WHAT YOU ARE ASKED TO DO
Scan the material and copy every line in which "components" appears.
..............................
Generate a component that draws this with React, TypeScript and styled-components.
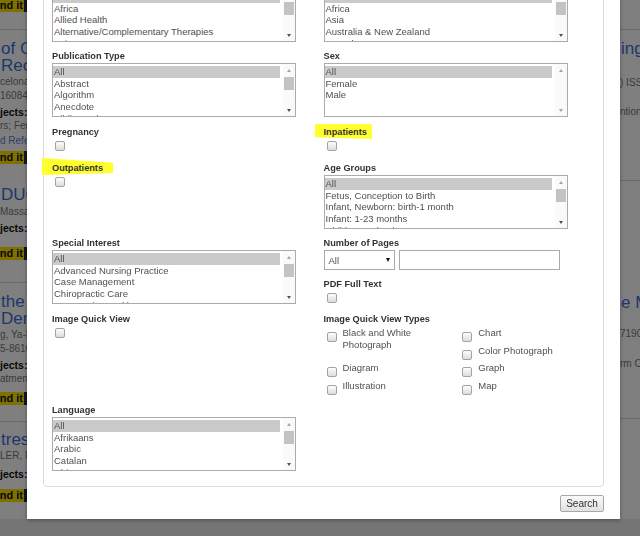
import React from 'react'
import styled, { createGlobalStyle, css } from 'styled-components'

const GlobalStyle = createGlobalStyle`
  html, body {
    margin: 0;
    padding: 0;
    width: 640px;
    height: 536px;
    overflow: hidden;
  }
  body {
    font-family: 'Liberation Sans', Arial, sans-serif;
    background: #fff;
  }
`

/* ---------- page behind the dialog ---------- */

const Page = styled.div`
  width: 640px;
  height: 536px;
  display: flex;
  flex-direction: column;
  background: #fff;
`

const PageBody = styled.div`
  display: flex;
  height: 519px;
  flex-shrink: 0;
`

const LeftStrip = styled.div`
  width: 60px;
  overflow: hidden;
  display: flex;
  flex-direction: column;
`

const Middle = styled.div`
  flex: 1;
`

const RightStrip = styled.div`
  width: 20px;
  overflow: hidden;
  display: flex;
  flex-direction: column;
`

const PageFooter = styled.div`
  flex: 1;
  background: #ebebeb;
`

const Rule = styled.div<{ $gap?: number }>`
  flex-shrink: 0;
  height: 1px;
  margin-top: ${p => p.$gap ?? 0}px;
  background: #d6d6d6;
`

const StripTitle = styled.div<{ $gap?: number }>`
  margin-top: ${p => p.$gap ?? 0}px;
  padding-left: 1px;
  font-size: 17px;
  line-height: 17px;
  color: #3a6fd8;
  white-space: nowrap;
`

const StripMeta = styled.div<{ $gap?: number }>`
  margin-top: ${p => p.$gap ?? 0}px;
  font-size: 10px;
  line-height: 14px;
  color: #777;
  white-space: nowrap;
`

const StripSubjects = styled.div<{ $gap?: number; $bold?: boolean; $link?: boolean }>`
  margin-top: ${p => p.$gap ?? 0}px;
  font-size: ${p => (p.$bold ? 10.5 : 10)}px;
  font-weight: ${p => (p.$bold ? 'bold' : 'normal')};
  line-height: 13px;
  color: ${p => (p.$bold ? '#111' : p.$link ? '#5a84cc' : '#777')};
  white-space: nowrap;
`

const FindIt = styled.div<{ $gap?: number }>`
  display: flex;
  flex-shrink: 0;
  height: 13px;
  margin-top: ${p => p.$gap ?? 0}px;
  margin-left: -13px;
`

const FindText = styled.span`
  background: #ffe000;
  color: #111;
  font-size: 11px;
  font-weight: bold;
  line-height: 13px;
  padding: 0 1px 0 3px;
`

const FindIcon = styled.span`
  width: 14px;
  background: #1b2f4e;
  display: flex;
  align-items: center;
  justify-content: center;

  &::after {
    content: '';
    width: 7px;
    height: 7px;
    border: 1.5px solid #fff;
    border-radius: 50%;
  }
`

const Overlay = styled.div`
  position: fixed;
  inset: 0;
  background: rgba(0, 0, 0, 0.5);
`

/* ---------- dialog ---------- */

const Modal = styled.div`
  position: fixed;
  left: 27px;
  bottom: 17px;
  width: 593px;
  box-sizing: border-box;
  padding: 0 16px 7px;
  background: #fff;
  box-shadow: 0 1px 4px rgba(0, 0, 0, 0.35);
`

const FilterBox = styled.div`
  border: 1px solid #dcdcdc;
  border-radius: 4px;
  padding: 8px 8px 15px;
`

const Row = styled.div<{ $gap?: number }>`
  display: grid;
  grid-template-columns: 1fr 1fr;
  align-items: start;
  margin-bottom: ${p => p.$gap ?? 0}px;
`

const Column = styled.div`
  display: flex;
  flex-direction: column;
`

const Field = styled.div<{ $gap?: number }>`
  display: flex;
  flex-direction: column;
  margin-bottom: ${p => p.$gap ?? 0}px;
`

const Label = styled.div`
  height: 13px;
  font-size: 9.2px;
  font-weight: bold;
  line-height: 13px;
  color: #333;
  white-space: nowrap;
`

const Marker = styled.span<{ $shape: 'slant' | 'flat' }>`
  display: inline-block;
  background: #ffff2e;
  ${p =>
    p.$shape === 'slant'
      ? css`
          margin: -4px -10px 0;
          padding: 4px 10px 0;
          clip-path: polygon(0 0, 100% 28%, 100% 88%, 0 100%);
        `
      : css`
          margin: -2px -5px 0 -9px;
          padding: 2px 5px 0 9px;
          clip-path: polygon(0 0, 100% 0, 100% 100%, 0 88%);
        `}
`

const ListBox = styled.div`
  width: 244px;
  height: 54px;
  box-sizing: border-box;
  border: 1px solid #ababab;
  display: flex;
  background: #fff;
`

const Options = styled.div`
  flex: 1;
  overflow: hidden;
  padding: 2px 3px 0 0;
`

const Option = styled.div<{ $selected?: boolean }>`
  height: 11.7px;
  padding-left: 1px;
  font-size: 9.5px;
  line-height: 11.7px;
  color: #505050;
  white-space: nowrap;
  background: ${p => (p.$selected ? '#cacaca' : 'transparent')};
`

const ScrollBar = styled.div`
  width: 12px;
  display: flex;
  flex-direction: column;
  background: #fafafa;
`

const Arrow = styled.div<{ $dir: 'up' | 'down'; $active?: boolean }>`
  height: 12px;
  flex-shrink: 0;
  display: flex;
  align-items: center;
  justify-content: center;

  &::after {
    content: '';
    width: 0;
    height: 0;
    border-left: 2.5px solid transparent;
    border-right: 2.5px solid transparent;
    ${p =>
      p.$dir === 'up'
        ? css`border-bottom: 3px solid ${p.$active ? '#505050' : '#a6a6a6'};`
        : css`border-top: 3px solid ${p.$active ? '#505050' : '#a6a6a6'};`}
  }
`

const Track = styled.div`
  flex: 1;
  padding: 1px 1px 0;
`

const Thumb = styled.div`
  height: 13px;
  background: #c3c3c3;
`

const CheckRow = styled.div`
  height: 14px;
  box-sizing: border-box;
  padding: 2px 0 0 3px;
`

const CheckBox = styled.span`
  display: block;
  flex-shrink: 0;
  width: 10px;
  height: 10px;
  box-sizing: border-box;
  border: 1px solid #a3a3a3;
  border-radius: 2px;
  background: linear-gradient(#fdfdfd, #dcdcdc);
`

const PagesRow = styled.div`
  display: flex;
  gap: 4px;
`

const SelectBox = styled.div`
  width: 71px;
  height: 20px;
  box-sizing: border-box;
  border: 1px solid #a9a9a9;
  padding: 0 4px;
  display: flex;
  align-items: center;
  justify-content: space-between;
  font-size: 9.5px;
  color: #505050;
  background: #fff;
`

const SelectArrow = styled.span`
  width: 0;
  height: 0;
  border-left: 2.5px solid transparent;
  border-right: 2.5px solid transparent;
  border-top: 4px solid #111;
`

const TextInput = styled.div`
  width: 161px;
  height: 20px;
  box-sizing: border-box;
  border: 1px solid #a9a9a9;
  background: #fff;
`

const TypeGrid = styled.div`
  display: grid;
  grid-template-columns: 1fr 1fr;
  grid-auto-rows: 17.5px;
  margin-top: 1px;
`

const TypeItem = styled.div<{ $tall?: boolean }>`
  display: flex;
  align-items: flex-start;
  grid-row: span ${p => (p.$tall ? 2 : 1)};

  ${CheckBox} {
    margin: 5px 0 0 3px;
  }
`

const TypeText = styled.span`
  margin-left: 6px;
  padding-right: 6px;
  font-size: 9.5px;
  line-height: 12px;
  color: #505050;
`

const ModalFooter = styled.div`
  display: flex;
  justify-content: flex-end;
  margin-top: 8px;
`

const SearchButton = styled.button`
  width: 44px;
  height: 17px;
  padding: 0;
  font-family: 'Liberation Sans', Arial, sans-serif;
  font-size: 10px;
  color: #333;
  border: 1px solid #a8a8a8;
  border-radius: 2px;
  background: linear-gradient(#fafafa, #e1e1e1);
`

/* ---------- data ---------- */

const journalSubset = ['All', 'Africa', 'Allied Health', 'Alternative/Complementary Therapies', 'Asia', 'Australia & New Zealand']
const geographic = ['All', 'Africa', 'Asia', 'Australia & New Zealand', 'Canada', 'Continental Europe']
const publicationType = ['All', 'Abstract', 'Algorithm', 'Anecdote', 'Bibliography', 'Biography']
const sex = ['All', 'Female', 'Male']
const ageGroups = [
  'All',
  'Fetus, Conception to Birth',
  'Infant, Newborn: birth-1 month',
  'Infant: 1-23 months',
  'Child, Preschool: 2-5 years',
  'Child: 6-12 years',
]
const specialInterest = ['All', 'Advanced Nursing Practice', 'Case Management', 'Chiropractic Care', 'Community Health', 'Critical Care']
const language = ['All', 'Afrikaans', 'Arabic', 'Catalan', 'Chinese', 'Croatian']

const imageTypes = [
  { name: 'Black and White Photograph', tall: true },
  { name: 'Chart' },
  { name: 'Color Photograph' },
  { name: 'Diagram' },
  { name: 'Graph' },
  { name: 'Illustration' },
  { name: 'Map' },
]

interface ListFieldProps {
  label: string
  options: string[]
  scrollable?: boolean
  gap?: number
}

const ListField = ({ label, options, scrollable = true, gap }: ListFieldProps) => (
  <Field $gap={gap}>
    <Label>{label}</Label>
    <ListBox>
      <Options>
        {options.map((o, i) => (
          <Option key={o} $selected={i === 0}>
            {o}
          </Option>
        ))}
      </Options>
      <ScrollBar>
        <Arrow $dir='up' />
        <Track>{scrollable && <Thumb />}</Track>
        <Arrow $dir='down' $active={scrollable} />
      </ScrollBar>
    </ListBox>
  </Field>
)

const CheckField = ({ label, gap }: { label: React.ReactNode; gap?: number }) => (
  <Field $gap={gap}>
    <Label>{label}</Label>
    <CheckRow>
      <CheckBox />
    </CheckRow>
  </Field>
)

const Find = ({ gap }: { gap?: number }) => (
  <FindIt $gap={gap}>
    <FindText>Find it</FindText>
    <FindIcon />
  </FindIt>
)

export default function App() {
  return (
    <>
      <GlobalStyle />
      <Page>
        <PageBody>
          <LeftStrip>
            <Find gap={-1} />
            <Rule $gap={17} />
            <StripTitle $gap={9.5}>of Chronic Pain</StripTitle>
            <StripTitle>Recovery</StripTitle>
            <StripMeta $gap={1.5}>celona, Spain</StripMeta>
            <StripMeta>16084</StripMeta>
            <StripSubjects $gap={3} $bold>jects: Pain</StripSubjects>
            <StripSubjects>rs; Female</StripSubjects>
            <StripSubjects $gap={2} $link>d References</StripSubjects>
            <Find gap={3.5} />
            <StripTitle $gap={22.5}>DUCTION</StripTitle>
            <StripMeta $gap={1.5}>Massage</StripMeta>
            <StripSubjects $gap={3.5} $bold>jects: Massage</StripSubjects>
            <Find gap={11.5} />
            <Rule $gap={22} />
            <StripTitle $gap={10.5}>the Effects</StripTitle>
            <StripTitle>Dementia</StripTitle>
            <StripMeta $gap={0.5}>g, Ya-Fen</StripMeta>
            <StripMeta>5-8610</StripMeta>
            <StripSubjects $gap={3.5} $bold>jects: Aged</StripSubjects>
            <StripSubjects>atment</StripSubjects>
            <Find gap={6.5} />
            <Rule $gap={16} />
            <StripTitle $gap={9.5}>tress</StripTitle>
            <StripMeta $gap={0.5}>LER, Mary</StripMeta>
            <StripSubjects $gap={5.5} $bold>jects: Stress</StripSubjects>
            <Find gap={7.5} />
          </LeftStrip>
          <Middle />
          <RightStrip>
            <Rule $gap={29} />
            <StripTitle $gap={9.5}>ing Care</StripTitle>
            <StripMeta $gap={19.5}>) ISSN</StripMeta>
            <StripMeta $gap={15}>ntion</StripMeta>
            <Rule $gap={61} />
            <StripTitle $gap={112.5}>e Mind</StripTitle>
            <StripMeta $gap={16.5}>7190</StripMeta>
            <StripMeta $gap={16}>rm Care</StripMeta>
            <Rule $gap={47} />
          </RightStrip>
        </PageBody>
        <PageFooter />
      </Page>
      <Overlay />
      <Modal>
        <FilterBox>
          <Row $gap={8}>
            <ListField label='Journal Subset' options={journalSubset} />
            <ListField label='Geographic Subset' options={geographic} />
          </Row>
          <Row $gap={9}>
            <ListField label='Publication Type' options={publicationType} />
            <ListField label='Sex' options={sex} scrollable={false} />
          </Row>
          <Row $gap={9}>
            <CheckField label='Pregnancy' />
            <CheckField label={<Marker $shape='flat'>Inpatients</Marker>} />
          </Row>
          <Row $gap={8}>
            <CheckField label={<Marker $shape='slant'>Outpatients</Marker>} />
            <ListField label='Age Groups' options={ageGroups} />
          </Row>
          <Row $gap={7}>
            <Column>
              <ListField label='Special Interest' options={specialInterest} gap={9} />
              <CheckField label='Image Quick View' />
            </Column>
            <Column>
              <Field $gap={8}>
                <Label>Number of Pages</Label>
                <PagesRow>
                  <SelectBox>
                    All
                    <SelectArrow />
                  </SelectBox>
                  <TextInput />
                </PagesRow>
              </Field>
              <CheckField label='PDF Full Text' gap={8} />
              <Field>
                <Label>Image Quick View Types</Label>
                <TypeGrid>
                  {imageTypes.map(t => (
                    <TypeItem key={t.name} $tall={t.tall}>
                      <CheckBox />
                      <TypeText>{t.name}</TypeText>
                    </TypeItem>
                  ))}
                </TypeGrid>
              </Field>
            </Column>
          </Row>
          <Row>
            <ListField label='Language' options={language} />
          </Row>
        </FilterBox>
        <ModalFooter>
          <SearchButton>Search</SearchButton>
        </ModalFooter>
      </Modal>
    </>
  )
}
..............................
OUTPUT
Generate a component that draws this with React, TypeScript and styled-components.
import styled, { createGlobalStyle, css } from 'styled-components'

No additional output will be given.